[Provided material start]

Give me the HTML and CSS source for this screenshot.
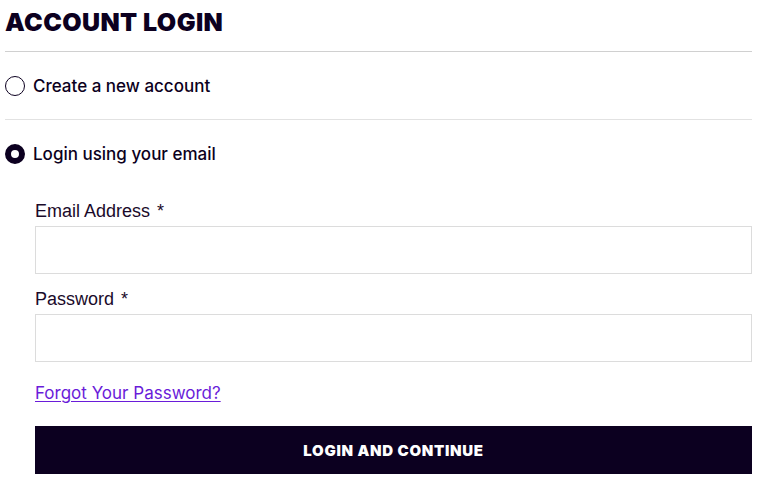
FILE: index.html
```html
<!DOCTYPE html>
<html lang="en">
<head>
<meta charset="utf-8">
<title>Account Login</title>
<link rel="stylesheet" href="styles.css">
</head>
<body>
<main class="login">
  <h1 class="login-title">ACCOUNT LOGIN</h1>
  <div class="option">
    <span class="radio"></span>
    <span class="option-label">Create a new account</span>
  </div>
  <div class="option option-active">
    <span class="radio radio-checked"></span>
    <span class="option-label">Login using your email</span>
  </div>
  <form class="login-form">
    <label class="field">
      <span class="field-label">Email Address <span class="req">*</span></span>
      <input class="field-input" type="email">
    </label>
    <label class="field">
      <span class="field-label">Password <span class="req">*</span></span>
      <input class="field-input" type="password">
    </label>
    <a class="forgot" href="#">Forgot Your Password?</a>
    <button class="submit" type="button">LOGIN AND CONTINUE</button>
  </form>
</main>
</body>
</html>
```
FILE: styles.css
```css
* { box-sizing: border-box; }

body {
  margin: 0;
  padding: 0 7px 0 5px;
  background: #fff;
  color: #0c0020;
  font-family: "Inter", "Liberation Sans", sans-serif;
}

.login-title {
  margin: 0;
  padding: 10px 0 16px;
  font-size: 25px;
  line-height: 25px;
  font-weight: 900;
  letter-spacing: 0.4px;
  border-bottom: 1px solid #d0d0d0;
}

.option {
  display: flex;
  align-items: center;
  gap: 8px;
  height: 68px;
  border-bottom: 1px solid #e2e2e2;
  font-size: 17px;
  font-weight: 500;
}

.option-active {
  border-bottom: none;
  padding-bottom: 1px;
}

.radio {
  width: 20px;
  height: 20px;
  border-radius: 50%;
  border: 1.5px solid #0c0020;
  flex: none;
}

.radio-checked {
  border: 6px solid #0c0020;
}

.login-form {
  display: flex;
  flex-direction: column;
  padding-left: 30px;
  margin-top: 13px;
}

.field {
  display: flex;
  flex-direction: column;
  gap: 5px;
  margin-bottom: 15px;
}

.field-label {
  font-family: "Liberation Sans", Arial, sans-serif;
  font-size: 18px;
  line-height: 20px;
  color: #1a0a2a;
}

.req {
  margin-left: 2px;
  color: #1a0a2a;
}

.field-input {
  height: 48px;
  border: 1px solid #dcdcdc;
  border-radius: 0;
  background: #fff;
  outline: none;
}

.forgot {
  align-self: flex-start;
  margin-top: 6px;
  font-size: 17px;
  line-height: 20px;
  color: #6a1cd9;
  text-decoration: underline;
  text-underline-offset: 2px;
}

.submit {
  margin-top: 23px;
  height: 48px;
  border: none;
  background: #0c0020;
  color: #fff;
  font-family: "Inter", "Liberation Sans", sans-serif;
  font-size: 15px;
  font-weight: 900;
  letter-spacing: 0.7px;
  cursor: pointer;
}
```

[Provided material end]

**Work to be completed**
Extract the full listing above verbatim; pictures are to be left out of the copy.

**Final result**
Give me the HTML and CSS source for this screenshot.
FILE: index.html
```html
<!DOCTYPE html>
<html lang="en">
<head>
<meta charset="utf-8">
<title>Account Login</title>
<link rel="stylesheet" href="styles.css">
</head>
<body>
<main class="login">
  <h1 class="login-title">ACCOUNT LOGIN</h1>
  <div class="option">
    <span class="radio"></span>
    <span class="option-label">Create a new account</span>
  </div>
  <div class="option option-active">
    <span class="radio radio-checked"></span>
    <span class="option-label">Login using your email</span>
  </div>
  <form class="login-form">
    <label class="field">
      <span class="field-label">Email Address <span class="req">*</span></span>
      <input class="field-input" type="email">
    </label>
    <label class="field">
      <span class="field-label">Password <span class="req">*</span></span>
      <input class="field-input" type="password">
    </label>
    <a class="forgot" href="#">Forgot Your Password?</a>
    <button class="submit" type="button">LOGIN AND CONTINUE</button>
  </form>
</main>
</body>
</html>
```
FILE: styles.css
```css
* { box-sizing: border-box; }

body {
  margin: 0;
  padding: 0 7px 0 5px;
  background: #fff;
  color: #0c0020;
  font-family: "Inter", "Liberation Sans", sans-serif;
}

.login-title {
  margin: 0;
  padding: 10px 0 16px;
  font-size: 25px;
  line-height: 25px;
  font-weight: 900;
  letter-spacing: 0.4px;
  border-bottom: 1px solid #d0d0d0;
}

.option {
  display: flex;
  align-items: center;
  gap: 8px;
  height: 68px;
  border-bottom: 1px solid #e2e2e2;
  font-size: 17px;
  font-weight: 500;
}

.option-active {
  border-bottom: none;
  padding-bottom: 1px;
}

.radio {
  width: 20px;
  height: 20px;
  border-radius: 50%;
  border: 1.5px solid #0c0020;
  flex: none;
}

.radio-checked {
  border: 6px solid #0c0020;
}

.login-form {
  display: flex;
  flex-direction: column;
  padding-left: 30px;
  margin-top: 13px;
}

.field {
  display: flex;
  flex-direction: column;
  gap: 5px;
  margin-bottom: 15px;
}

.field-label {
  font-family: "Liberation Sans", Arial, sans-serif;
  font-size: 18px;
  line-height: 20px;
  color: #1a0a2a;
}

.req {
  margin-left: 2px;
  color: #1a0a2a;
}

.field-input {
  height: 48px;
  border: 1px solid #dcdcdc;
  border-radius: 0;
  background: #fff;
  outline: none;
}

.forgot {
  align-self: flex-start;
  margin-top: 6px;
  font-size: 17px;
  line-height: 20px;
  color: #6a1cd9;
  text-decoration: underline;
  text-underline-offset: 2px;
}

.submit {
  margin-top: 23px;
  height: 48px;
  border: none;
  background: #0c0020;
  color: #fff;
  font-family: "Inter", "Liberation Sans", sans-serif;
  font-size: 15px;
  font-weight: 900;
  letter-spacing: 0.7px;
  cursor: pointer;
}
```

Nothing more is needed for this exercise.